Natürlich hat "Avatar" auch eine Botschaft. Die geht über das übliche Hollywood'sche Mitgefühl hinaus. Es geht um das Verhältnis von Mensch und Natur, was in Zeiten des Klimagipfels aktueller ist denn je. "Wenn wir nichts ändern, werden wir nicht überleben", fasst Cameron die Zukunft der Menschheit zusammen. Sigourney Weaver, die übrigens 20 Jahre nach "Aliens" erstmals wieder mit Cameron gedreht hat, glaubt hingegen, dass die menschliche Gier längst gewonnen hat.
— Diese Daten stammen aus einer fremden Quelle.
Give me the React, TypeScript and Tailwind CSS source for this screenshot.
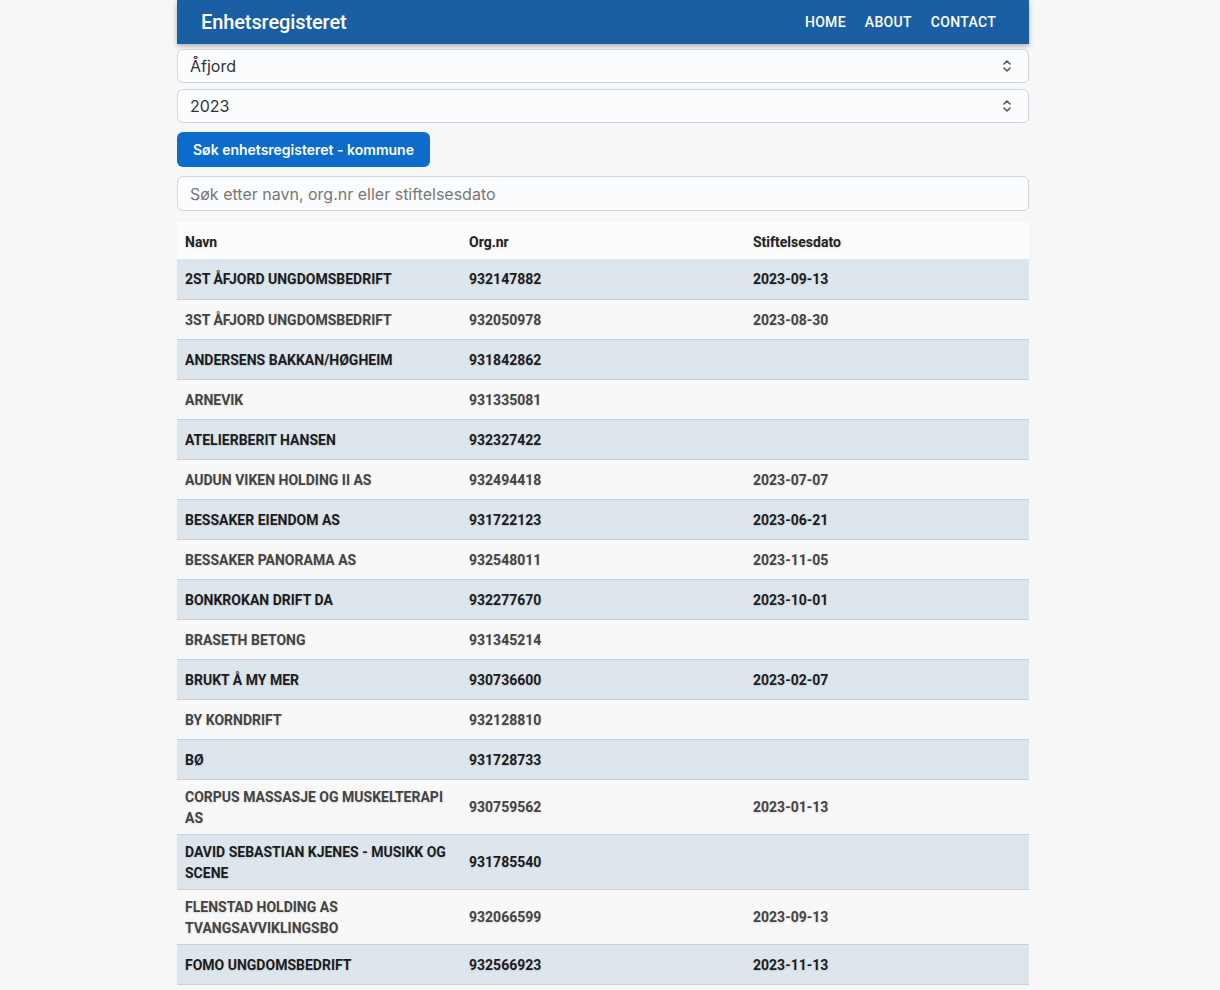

Die dazugehörigen "Avatar"-Bilder erinnern mal an Hayao Miyazakis Meisterwerk "Prinzessin Mononoke", mal an Peter Jacksons "Der Herr der Ringe". Aber das findet Cameron in Ordnung.

Keine Schuldgefühle

Geldsummen mit verdammt vielen Nullen, vorangetriebene Technik, 3D, eine einfache, wenn auch vielschichtige Geschichte: Das ist alles zu kleinteilig für eine krachende Revolution. Auch dass es ein Computerspiel zum Film gibt, ist nichts Neues. Immerhin kam "James Cameron's Avatar: Das Spiel" schon zwei Wochen vor dem Film auf den Markt. Es spielt auf Pandora, zwei Jahre bevor Jake Sully in seinen blauen Körper schlüpft. "Es war für uns die Möglichkeit, die Welt von 'Avatar' zu erweitern", sagt Produzent Jon Landau mit Pokerface. "Unterhaltung lässt sich heute nicht mehr auf ein Medium beschränken." Ja, wissen wir auch schon.
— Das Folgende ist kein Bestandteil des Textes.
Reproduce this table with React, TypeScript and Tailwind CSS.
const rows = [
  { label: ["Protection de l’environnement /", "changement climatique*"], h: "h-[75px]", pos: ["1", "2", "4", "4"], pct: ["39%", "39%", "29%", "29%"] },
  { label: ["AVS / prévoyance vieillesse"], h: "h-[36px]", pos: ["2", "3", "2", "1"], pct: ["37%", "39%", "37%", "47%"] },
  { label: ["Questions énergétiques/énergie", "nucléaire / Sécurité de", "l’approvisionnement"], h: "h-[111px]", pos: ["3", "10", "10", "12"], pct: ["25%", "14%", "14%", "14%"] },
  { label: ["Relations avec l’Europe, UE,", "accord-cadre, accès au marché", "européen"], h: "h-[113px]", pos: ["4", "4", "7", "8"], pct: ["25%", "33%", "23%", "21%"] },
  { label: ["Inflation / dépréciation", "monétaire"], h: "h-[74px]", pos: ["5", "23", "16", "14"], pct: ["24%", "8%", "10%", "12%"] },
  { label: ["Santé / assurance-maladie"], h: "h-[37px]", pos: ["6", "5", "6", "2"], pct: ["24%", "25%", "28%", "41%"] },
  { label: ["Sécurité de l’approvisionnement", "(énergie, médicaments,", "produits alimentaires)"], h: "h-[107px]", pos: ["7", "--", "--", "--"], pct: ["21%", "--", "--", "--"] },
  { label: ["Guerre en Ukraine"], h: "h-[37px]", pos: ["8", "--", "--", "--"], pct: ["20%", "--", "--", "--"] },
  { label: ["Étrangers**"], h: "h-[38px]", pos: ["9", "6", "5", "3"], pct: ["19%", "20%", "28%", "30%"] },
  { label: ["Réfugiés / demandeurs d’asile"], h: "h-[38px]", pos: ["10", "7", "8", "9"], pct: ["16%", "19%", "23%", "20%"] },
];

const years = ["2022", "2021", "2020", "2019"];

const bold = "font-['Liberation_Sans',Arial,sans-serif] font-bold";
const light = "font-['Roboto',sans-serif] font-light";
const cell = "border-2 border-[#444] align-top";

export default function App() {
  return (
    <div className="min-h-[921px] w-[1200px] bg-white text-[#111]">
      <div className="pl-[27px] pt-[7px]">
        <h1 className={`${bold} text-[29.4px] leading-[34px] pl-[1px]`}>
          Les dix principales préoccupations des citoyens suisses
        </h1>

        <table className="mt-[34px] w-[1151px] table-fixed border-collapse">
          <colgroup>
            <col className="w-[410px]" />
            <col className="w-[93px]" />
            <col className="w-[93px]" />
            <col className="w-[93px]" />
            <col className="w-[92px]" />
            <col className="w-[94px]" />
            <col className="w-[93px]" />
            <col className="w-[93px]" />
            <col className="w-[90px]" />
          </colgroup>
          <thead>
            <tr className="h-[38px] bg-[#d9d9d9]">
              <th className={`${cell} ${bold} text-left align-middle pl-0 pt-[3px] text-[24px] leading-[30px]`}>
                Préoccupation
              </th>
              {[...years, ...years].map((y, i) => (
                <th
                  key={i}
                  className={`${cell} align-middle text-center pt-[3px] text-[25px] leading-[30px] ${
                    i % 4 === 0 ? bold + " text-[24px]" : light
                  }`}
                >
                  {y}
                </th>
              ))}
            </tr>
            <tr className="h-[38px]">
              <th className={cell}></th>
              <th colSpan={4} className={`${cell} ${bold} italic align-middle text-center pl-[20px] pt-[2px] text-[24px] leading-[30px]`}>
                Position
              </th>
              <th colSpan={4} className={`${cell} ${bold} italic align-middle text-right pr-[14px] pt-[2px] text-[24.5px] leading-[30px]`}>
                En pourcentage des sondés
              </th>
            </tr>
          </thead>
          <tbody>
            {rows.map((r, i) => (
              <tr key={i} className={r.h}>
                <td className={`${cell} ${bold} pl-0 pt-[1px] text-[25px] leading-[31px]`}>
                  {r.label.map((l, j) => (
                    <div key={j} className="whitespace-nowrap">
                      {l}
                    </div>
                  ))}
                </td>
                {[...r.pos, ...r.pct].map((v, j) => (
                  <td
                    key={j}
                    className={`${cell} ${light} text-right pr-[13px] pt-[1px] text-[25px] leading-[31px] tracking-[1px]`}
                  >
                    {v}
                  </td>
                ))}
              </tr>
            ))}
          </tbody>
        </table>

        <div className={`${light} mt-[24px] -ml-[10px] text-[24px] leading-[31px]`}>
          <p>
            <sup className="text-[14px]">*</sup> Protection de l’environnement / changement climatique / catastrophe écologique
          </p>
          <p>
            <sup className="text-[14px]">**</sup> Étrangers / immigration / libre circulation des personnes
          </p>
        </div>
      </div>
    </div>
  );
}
Nein, man muss sehr genau hingucken, um das Neue an "Avatar" wertschätzen zu können, denn es geht ums Detail. Das feuchte Glitzern der Augen eben, die Mikroreaktionen der Pupillen, das Rascheln des winzigsten Blättchens im Pandora-Dschungel, die Aktualität der dunklen Seiten der Menschlichkeit in der Zukunft. Aber Details haben es immer schwer, womit wir wieder bei den Verhandlungen von Kopenhagen sind.
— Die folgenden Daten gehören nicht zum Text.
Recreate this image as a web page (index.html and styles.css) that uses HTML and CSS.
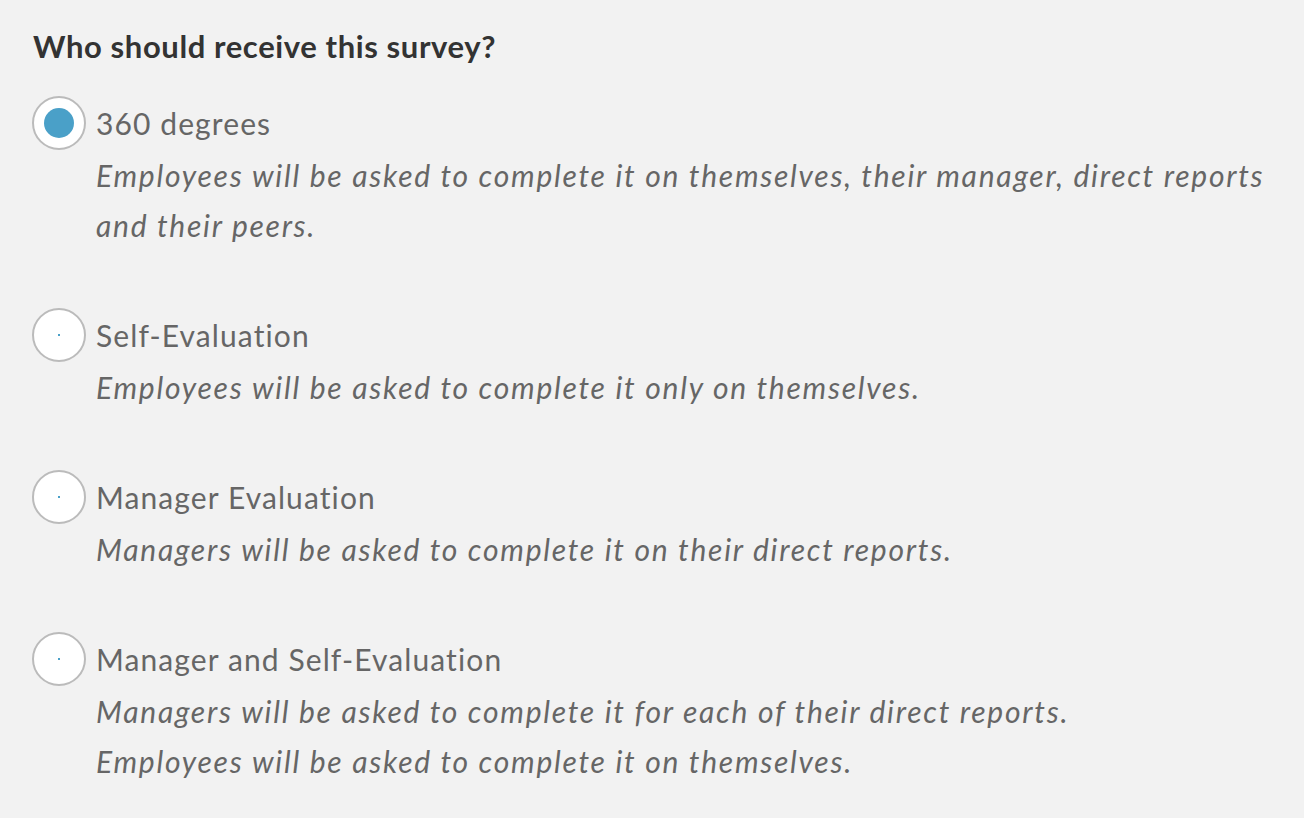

Eine grobe Frage muss Cameron sich aber trotzdem stellen lassen: "Ist es nicht verantwortungslos, in Zeiten der Finanzkrise den teuersten Film der Welt zu machen?" Camerons Augen glänzen hart und weich zugleich: "Ich habe null Schuldgefühle für irgendwas!" Dann lächelt er, in festem Vertrauen auf die Augen seiner Zuschauer, die die Großartigkeit seines Werkes schon erkennen werden.